The foreign affairs minister has the power to change the AusAID conditions. There is no need for new or altered legislation and no need to take it to Parliament. When the All-Party Parliamentary Group on Population and Development presented its report in May, the then foreign affairs minister, Alexander Downer, said he would "consider the recommendation with an open mind". As nothing was done and nothing more said, we can assume that he decided the lives of non-Australian women were not a pre-election priority.
Now the matter is out of Downer's hands. As the new Foreign Affairs Minister, Stephen Smith, works to get on top of his portfolio, there are no doubt a thousand matters, small and large, vying for his attention.
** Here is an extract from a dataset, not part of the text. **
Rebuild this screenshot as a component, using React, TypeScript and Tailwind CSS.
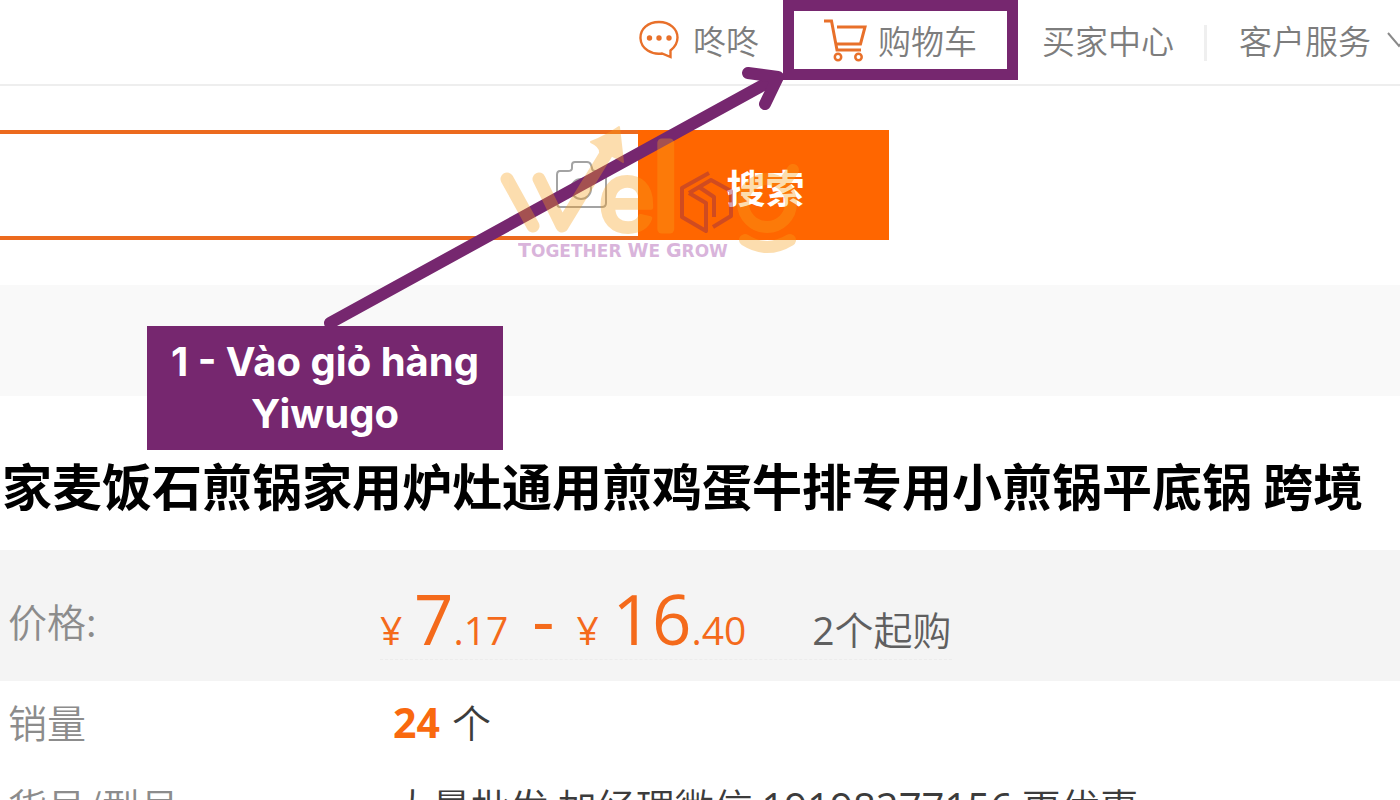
import React from "react";

function ChatIcon() {
  return (
    <svg className="h-10 w-10 shrink-0" viewBox="0 0 40 40" fill="none" stroke="#e8702a" strokeWidth="2.400" strokeLinejoin="miter">
      <path d="M23 33.500C13 35 2 29 1.500 18.500C1 9 9 2 20 2S38.500 9 38.500 17.500C38.500 23 36 27 31.500 30.500V37Z" />
      <g fill="#e8702a" stroke="none">
        <circle cx="10.500" cy="18" r="2.700" />
        <circle cx="20" cy="18" r="2.700" />
        <circle cx="30" cy="18" r="2.700" />
      </g>
    </svg>
  );
}

function CartIcon() {
  return (
    <svg className="h-11 w-11 shrink-0" viewBox="0 0 44 44" fill="none" stroke="#e8702a" strokeWidth="3">
      <path d="M0 3H7.500L13 32H37" />
      <path d="M13 9H41L36.500 26H12.500" />
      <circle cx="14" cy="39" r="3.200" strokeWidth="2.500" />
      <circle cx="34.500" cy="39" r="3.200" strokeWidth="2.500" />
    </svg>
  );
}

function CameraIcon() {
  return (
    <svg className="h-12 w-[52px]" viewBox="0 0 52 48" fill="none" stroke="#a3a3a3" strokeWidth="2">
      <path d="M5 10H13Q17 10 17 7V4Q17 1 20 1H32Q35 1 36 4L37 7Q37 10 40 10H47Q51 10 51 14V42Q51 46 47 46H5Q2 46 2 42V14Q2 10 5 10Z" />
      <circle cx="26" cy="28" r="10" />
    </svg>
  );
}

function Watermark() {
  return (
    <svg
      className="pointer-events-none absolute left-[490px] top-[110px] h-[160px] w-[330px]"
      viewBox="0 0 330 160"
      aria-hidden="true"
    >
      <g opacity="0.35" fill="#f9a01b" stroke="#f9a01b">
        <g fill="none" strokeWidth="13" strokeLinecap="round" strokeLinejoin="round">
          <path d="M17 69L43 116M49 69L72 116L116 44" />
        </g>
        <path d="M101 32Q116 26 129 17L133 52Q122 44 110 42Q110 36 101 32Z" strokeWidth="2" strokeLinejoin="round" />
        <g fontFamily="Inter, sans-serif" strokeLinejoin="round">
          <text x="108" y="121" fontSize="98" fontWeight="500" strokeWidth="4">e</text>
          <text x="162" y="119" fontSize="118" fontWeight="300" strokeWidth="9">l</text>
        </g>
        <g fill="none" strokeWidth="12" strokeLinecap="round">
          <circle cx="277" cy="93" r="24" />
          <path d="M294 73L303 60" />
          <path d="M255 130Q277 144 300 130" />
        </g>
      </g>
      <g opacity="0.45" fill="none" stroke="#982c48" strokeWidth="4" strokeLinejoin="round">
        <path d="M219 63L192 78V107L216 121V93L199 83" />
        <path d="M199 83L221 70L241 81V106L223 117" />
        <path d="M209 77L224 87V107" />
      </g>
      <text
        x="28"
        y="147"
        fill="#a64fab"
        opacity="0.42"
        fontFamily="'DejaVu Sans', sans-serif"
        fontWeight="700"
        fontSize="17"
      >
        <tspan fontSize="19">T</tspan>OGETHER <tspan fontSize="19">W</tspan>E <tspan fontSize="19">G</tspan>ROW
      </text>
    </svg>
  );
}

function ArrowAnnotation() {
  return (
    <svg
      className="pointer-events-none absolute left-[320px] top-[60px] h-[270px] w-[470px]"
      viewBox="0 0 470 270"
      fill="none"
      stroke="#76276f"
      strokeWidth="12"
      strokeLinecap="round"
      strokeLinejoin="round"
      aria-hidden="true"
    >
      <path d="M10 263L456 18" />
      <path d="M428 13L458 17L445 44" />
    </svg>
  );
}

export default function App() {
  return (
    <div
      lang="zh-CN"
      className="relative h-screen overflow-hidden bg-white font-['Noto_Sans_CJK_SC',sans-serif] text-[39px] font-[350] leading-[48px] text-[#3c3c3c]"
    >
      <header className="border-b-2 border-[#eeeeee]">
        <nav className="flex h-[84px] items-start whitespace-nowrap pl-[639px] text-[33px] text-[#7d7d7d]">
          <a href="#chat" className="flex h-20 shrink-0 items-center gap-[14px]">
            <ChatIcon />
            咚咚
          </a>
          <a
            href="#cart"
            className="ml-6 flex h-20 w-[235px] shrink-0 items-center gap-[10px] border-[11px] border-[#76276f] pl-[30px]"
          >
            <CartIcon />
            购物车
          </a>
          <a href="#buyer" className="ml-6 flex h-20 shrink-0 items-center">
            买家中心
          </a>
          <span className="ml-[30px] mt-[25px] h-9 w-[3px] shrink-0 bg-[#efefef]" />
          <a href="#service" className="ml-8 flex h-20 shrink-0 items-center gap-4">
            客户服务
            <svg className="h-4 w-6" viewBox="0 0 24 16" fill="none" stroke="#8a8a8a" strokeWidth="2">
              <path d="M1 1L12 14L23 1" />
            </svg>
          </a>
        </nav>
      </header>

      <form className="flex pb-[45px] pt-11" onSubmit={(e) => e.preventDefault()}>
        <div className="flex h-[110px] w-[638px] items-center border-y-4 border-[#ec6a1e] pr-[31px]">
          <input aria-label="搜索商品" className="h-full min-w-0 flex-1 bg-transparent px-4 outline-none" />
          <button type="button" aria-label="图片搜索">
            <CameraIcon />
          </button>
        </div>
        <button type="submit" className="h-[110px] w-[251px] bg-[#ff6600] pl-1 pt-0.5 font-bold text-white">
          搜索
        </button>
      </form>

      <div className="h-[111px] bg-[#f9f9f9]" />

      <main>
        <h1 className="-ml-12 whitespace-nowrap pb-[30px] pt-[52px] text-[50px] font-bold leading-[72px] text-black">
          厂家麦饭石煎锅家用炉灶通用煎鸡蛋牛排专用小煎锅平底锅 跨境
        </h1>

        <dl>
          <div className="flex h-[131px] bg-[#f4f4f4] pl-2">
            <dt className="w-[372px] shrink-0 pt-[46px] text-[#8c8c8c]">价格:</dt>
            <dd className="flex h-[110px] items-baseline whitespace-pre border-b border-dashed border-[#ececec] pt-6 font-['Open_Sans',sans-serif] text-[39px] font-normal leading-[88px] text-[#f46a1b]">
              <span className="w-[34px]">¥</span>
              <span className="text-[69px]">7</span>
              <span>.17</span>
              <span className="ml-6 text-[69px]">-</span>
              <span className="ml-[22px] w-[36px]">¥</span>
              <span className="text-[69px]">16</span>
              <span>.40</span>
              <span className="ml-[66px] text-[#5f5f5f]">
                2<span className="font-['Noto_Sans_CJK_SC',sans-serif] font-[350]">个起购</span>
              </span>
            </dd>
          </div>
          <div className="flex pl-2 pt-4">
            <dt className="w-[385px] shrink-0 text-[#8c8c8c]">销量</dt>
            <dd className="flex items-baseline gap-3">
              <b className="font-['Open_Sans',sans-serif] text-[41px] font-bold text-[#f9690e]">24</b>个
            </dd>
          </div>
          <div className="flex whitespace-nowrap pl-2 pt-[35px]">
            <dt className="w-[385px] shrink-0 text-[#8c8c8c]">货号/型号</dt>
            <dd>
              大量批发 加经理微信{" "}
              <span className="font-['Open_Sans',sans-serif] text-[40px] font-normal">19198277156</span> 更优惠
            </dd>
          </div>
        </dl>
      </main>

      <ArrowAnnotation />
      <Watermark />
      <p
        lang="vi"
        className="absolute left-[147px] top-[326px] w-[356px] bg-[#76276f] px-2 py-[10px] text-center font-['Inter',sans-serif] text-[40px] font-bold leading-[52px] text-white"
      >
        1 - Vào giỏ hàng Yiwugo
      </p>
    </div>
  );
}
Let's hope Smith's ministerial colleague Tanya Plibersek, who was a member of the parliamentary group, shares with him her belief that "these guidelines … have contributed to the death of women in poor countries". Let's hope Smith realises the inherited policy is morally reprehensible and easily fixed.
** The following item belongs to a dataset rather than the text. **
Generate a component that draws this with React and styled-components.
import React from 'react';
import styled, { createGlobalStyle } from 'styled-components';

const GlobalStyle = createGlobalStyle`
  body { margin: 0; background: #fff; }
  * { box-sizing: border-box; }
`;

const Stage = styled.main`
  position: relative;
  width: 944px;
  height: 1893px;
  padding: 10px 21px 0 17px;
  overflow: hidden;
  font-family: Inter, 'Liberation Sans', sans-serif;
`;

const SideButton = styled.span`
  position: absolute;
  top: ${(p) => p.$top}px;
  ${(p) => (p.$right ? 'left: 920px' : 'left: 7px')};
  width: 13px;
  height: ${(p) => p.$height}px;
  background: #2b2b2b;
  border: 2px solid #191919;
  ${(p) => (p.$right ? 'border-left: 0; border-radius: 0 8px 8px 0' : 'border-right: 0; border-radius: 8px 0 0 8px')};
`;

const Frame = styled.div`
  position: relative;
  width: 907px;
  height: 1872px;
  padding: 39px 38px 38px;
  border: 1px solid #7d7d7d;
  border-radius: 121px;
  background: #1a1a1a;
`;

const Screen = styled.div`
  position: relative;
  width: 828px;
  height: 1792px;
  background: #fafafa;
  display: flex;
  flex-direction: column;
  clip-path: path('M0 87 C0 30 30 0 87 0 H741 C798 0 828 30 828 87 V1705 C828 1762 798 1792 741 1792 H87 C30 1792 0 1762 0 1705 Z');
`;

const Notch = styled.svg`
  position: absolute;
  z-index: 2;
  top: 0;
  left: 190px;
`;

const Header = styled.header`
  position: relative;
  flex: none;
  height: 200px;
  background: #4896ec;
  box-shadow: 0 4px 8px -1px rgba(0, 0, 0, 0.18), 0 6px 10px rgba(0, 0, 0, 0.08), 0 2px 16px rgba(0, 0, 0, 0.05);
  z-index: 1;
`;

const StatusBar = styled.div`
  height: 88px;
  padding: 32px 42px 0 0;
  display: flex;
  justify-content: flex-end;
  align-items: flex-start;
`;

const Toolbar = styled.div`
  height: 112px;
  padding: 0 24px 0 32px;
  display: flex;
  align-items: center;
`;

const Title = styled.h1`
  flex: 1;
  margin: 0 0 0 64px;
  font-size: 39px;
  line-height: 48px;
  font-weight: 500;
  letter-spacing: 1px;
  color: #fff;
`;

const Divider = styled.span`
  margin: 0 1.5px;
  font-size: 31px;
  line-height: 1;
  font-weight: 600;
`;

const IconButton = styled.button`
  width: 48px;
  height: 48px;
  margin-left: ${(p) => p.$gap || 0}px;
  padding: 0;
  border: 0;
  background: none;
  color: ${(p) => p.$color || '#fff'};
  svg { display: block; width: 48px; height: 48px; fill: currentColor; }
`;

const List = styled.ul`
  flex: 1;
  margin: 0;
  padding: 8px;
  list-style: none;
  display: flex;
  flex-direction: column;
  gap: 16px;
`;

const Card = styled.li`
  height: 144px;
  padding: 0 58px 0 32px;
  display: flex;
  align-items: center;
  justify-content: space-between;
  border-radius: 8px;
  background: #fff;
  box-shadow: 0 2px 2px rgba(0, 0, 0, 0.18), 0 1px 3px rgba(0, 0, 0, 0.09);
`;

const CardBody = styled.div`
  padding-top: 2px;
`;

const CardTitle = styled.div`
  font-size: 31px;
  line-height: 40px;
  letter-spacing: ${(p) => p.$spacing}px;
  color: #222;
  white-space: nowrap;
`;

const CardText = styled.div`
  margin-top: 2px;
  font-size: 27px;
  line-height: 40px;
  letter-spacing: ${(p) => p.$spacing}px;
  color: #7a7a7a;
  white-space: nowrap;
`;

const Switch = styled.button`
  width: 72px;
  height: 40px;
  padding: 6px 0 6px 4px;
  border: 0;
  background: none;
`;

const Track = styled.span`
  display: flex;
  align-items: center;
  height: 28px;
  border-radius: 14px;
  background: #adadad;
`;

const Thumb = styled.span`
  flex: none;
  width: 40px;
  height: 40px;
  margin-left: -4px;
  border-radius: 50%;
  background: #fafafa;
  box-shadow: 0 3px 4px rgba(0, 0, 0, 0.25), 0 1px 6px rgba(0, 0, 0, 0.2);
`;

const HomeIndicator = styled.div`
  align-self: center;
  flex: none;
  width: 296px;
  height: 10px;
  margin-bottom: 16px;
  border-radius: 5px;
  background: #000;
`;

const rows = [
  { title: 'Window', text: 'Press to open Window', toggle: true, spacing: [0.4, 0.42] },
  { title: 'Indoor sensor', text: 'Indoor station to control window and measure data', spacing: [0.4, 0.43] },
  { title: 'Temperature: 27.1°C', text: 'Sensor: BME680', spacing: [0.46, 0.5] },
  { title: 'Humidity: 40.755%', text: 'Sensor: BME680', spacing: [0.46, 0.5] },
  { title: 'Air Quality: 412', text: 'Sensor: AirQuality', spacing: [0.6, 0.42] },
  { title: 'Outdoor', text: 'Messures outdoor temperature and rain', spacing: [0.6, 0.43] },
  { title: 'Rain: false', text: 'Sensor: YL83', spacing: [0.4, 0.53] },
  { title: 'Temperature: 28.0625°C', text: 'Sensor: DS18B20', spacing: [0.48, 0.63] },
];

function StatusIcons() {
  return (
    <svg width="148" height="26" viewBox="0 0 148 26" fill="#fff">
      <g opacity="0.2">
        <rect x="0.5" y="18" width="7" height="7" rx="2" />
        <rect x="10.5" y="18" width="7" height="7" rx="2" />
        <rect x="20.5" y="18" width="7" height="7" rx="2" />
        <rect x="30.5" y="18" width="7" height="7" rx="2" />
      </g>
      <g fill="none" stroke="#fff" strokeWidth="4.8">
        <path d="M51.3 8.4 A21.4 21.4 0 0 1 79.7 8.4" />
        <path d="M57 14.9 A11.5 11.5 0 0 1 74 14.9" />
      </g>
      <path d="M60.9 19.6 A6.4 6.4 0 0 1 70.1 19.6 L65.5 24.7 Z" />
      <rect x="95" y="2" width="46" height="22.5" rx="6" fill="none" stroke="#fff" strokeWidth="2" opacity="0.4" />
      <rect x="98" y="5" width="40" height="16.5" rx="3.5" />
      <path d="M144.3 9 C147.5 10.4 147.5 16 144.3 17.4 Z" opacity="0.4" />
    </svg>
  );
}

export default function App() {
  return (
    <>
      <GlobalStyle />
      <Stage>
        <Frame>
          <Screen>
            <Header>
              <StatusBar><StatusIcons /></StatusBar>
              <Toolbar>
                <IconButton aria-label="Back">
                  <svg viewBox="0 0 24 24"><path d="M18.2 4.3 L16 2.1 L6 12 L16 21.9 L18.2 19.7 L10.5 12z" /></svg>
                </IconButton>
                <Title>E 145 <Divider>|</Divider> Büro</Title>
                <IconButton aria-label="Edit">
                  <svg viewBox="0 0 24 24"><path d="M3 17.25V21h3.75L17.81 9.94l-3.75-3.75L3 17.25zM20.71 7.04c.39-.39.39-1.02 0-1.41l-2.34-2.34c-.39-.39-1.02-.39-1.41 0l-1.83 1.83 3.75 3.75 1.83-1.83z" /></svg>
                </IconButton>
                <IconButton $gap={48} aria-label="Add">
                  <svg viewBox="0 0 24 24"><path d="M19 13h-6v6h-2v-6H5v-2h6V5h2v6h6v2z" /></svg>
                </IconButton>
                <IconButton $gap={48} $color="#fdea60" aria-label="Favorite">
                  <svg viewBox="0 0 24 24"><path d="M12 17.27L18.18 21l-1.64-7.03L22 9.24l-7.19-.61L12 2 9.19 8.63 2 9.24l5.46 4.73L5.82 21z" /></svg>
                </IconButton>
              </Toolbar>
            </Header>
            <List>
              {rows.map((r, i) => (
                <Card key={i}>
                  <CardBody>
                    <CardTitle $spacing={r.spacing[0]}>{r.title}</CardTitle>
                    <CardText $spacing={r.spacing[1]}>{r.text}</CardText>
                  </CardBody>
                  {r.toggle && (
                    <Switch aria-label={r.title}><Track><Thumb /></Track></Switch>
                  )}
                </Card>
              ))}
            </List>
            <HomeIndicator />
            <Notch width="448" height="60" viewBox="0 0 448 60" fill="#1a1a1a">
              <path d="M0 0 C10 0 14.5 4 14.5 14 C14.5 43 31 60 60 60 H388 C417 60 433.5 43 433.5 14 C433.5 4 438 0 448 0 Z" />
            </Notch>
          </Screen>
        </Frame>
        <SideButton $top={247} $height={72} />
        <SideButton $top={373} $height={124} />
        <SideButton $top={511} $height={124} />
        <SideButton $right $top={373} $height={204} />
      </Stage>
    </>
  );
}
Although Smith has yet to comment publicly on the AusAID guidelines, his remarks during last year's RU486 debate indicate that he supports reproductive rights. "My starting point is that abortion is a matter of conscience for the individual," he said then. "I also strongly believe that as a matter of conscience we should not seek to impose any one view on anyone else."
If Smith's belief in the right of individuals to make reproductive choices extends to non-Australians, he will move to overturn these murderous restrictions immediately. And if the Prime Minister, Kevin Rudd, is committed to ending poverty and injustice, he will unreservedly support his Foreign Minister.